For Matt Porter, a comedian and filmmaker best known as half the sketch group Good Cop Great Cop, FOTP’s application of standup sensibilities to sketch comedy is a tremendous success. “You can tell they are standups,” he wrote in an email, “because they are compelling not just as actors but also as human beings… they have a sense of personal identity and voice that doesn’t need to be scripted out for them to convey. Part of what sets FOTP apart is the way in which the show acknowledges that this is a group of funny friends that are hanging out making a show together, not just actors portraying roles in scripted sketches.”

It’s an apt point. The Friends are young and have everything to prove, but they also have nothing to prove. If the show has any overriding feel, it is indeed that these are just people doing what they love; it’s no big deal.

This is bold.

Sketch has been around (warning: generalizations ahead!) for well over half a century and as a culture we’re still not sure what to do with it. Series like FOTP often seem like little more than stepping stones for writer-performers who will probably end up making movies and sitcoms – look no further than The Ben Stiller Show, The Dana Carvey Show, The Amanda Show, or, I don’t know, literally everything else in the category. Probably the best sketch comedy happens live on a New York stage before never happening again. But no one mourns the death of a sketch – there’s nothing to mourn.  I was bummed when Parks & Rec ended because I liked those people and that town a heck of a lot, but I don’t think I’ll be all that broken up when Portlandia wraps up.

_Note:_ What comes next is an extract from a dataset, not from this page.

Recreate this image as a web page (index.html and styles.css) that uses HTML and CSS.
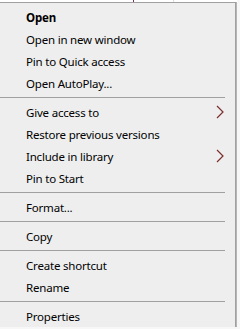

I know Fred and Carrie will bring roughly the same experience to bigger and better platforms. We don’t come to sketch for the sketches: we come for the people in them, for the promise of a high only they can deliver.

And yet the form persists in spite of its own disposability. We hunger for it because, while many of its pleasures are accessible elsewhere, the fundamental stuff of a sketch is not. Not to get existential here but, come on, this is existential shit. Rare is the delight of a world creating and destroying itself for our pleasure; it’s fuckin’ cool to light a match and watch the thing disappear. This is the contract of a sketch, and it’s simple but hard to refuse: “Just go with us for a bit and something great is gonna happen. Then it’ll be over and you can get back to your life. Or – if, you know, you want – we can do it all again.”

How could anyone pass that up?

The Friends I spoke to pondered the creeping influence of sketch sensibilities in their other work. Rabinowitz said the form has given him a “broader perspective” of what he can accomplish as a solo performer; Barnett noted that sketch’s facility for dealing with current events has softened him to topical humor in his standup. “I guess I can’t not talk about this,” he now hears himself thinking. “I’ve never had that before.”

Friends of the People’s new batch of episodes sees the cast operating at the height of its powers. The sketches are longer and more confident, darker yet more playful. Guest stars include Ben Bailey, David Alan Grier, Rachel Dratch, and Mick Foley; guest director Bobcat Goldthwait joins series director Neil Punsalan to create some of the season’s finest moments. “This cast genuinely really loves each other,” Goldthwait wrote in an email. “Their respect really shows in how they cast, write, and shoot.” The product of this love is a show that feels at once new and old, an exhilarating reminder of a 90s-era flavor of comedy pioneered by series the Friends grew up on – Mad TV, In Living Color, All That – a glorious, multitudinous, populist show in which sketch is not a vehicle but an end in itself.

Friends of the People’s midseason premiere is on July 16th at 10:30pm EST on TruTV.